§ **Short task**
Select the lines below containing the word "index".

§ **Stored data**
____

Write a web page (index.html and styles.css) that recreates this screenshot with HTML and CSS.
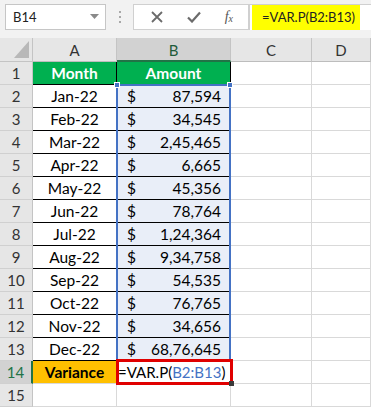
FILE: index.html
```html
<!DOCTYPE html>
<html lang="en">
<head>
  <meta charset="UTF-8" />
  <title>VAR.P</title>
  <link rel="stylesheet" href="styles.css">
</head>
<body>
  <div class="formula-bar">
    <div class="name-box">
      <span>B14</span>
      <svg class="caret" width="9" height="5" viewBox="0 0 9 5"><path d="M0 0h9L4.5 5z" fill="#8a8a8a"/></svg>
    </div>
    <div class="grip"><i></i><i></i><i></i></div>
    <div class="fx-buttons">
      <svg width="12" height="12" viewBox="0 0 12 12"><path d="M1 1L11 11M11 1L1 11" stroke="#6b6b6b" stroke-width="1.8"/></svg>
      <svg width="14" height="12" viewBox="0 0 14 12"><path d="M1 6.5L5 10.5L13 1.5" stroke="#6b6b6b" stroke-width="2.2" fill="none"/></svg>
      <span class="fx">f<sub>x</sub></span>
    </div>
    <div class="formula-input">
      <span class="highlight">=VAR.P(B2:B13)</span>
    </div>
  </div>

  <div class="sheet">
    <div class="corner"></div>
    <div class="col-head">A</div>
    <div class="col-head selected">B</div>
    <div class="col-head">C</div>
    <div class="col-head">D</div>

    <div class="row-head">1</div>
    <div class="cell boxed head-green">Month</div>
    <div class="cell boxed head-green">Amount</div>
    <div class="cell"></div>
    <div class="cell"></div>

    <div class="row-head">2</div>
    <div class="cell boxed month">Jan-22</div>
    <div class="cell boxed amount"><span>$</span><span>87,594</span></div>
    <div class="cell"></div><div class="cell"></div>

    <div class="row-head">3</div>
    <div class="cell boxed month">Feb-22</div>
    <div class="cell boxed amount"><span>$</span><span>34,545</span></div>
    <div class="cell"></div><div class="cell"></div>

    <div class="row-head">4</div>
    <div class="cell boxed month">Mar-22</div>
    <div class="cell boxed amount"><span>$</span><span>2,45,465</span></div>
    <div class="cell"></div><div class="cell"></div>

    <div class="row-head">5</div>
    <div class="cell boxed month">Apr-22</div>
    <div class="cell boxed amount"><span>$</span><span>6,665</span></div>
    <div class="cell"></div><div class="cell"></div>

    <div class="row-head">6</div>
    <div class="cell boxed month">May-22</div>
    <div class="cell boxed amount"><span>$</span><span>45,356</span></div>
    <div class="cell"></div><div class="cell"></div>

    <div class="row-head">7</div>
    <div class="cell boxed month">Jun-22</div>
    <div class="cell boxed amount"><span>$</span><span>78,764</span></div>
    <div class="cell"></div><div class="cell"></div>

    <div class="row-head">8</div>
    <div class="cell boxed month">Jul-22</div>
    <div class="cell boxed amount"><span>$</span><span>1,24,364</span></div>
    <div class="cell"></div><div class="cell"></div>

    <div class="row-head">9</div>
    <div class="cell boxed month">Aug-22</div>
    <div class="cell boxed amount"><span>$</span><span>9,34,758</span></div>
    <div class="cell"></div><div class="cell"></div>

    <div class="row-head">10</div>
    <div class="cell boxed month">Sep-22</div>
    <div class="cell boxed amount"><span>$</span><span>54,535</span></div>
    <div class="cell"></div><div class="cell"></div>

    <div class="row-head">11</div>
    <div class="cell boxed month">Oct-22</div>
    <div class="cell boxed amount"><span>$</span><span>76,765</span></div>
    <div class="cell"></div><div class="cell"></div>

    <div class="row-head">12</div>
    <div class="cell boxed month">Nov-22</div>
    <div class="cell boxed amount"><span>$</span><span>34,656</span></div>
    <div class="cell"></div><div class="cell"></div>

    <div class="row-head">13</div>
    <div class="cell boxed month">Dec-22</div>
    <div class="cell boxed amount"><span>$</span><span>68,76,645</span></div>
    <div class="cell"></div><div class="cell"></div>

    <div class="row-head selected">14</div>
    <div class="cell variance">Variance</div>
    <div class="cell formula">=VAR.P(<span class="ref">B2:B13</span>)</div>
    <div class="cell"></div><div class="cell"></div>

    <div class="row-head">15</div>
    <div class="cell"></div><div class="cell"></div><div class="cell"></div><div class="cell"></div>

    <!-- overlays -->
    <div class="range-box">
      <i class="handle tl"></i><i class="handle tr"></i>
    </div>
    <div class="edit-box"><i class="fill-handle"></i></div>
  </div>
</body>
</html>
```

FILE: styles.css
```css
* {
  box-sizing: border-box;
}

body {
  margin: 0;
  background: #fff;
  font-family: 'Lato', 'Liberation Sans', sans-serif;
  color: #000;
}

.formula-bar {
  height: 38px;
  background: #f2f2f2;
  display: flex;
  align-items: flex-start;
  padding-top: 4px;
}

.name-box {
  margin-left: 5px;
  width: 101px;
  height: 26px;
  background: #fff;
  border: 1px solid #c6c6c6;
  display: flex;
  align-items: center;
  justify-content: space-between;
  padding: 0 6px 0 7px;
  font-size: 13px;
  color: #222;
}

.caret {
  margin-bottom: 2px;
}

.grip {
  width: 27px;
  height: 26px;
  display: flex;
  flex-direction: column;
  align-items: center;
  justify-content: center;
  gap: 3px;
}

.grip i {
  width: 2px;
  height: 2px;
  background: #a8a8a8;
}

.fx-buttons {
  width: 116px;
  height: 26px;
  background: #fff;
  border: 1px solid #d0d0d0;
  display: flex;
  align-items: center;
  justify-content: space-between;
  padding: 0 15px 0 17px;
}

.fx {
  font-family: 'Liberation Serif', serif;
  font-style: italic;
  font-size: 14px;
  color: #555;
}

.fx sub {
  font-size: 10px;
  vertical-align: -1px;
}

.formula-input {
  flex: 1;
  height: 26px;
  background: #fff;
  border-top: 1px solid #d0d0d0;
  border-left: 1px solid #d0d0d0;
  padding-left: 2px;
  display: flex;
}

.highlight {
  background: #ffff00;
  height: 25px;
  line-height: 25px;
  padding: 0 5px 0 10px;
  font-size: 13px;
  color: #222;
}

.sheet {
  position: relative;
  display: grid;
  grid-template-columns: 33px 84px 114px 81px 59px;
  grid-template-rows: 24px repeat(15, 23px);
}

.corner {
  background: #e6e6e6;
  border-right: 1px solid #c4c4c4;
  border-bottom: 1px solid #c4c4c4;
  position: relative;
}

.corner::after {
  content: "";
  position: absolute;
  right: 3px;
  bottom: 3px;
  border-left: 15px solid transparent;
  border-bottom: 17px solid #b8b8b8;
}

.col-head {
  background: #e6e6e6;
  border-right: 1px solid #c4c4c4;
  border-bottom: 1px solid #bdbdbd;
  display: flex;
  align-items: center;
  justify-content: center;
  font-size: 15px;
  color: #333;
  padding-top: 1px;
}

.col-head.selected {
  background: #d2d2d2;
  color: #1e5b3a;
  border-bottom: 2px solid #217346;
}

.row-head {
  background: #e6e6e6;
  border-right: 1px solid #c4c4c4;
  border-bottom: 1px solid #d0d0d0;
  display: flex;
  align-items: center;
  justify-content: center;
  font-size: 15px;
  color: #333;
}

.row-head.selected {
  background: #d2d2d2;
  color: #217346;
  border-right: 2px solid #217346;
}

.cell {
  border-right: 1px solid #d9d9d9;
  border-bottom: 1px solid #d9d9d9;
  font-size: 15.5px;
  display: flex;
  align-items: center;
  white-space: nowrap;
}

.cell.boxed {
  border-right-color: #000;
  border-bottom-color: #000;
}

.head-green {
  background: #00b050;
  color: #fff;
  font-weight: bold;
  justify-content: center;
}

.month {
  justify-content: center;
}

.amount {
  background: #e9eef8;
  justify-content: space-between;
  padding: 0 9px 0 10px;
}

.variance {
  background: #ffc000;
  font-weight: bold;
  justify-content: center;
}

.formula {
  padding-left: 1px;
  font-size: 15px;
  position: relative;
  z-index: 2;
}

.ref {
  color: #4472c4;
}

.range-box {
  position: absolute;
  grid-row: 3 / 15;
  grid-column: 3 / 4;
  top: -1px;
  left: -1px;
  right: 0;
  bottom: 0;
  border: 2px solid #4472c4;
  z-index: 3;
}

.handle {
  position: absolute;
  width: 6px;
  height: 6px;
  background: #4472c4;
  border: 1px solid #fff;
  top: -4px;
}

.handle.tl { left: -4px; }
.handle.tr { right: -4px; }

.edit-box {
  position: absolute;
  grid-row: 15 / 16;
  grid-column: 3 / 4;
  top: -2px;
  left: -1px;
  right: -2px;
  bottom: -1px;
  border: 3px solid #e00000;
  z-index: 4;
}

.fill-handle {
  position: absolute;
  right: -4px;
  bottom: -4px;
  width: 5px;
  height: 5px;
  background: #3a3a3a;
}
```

____

§ **Expected answer**
Write a web page (index.html and styles.css) that recreates this screenshot with HTML and CSS.
FILE: index.html
  z-index: 2;
  z-index: 3;
  z-index: 4;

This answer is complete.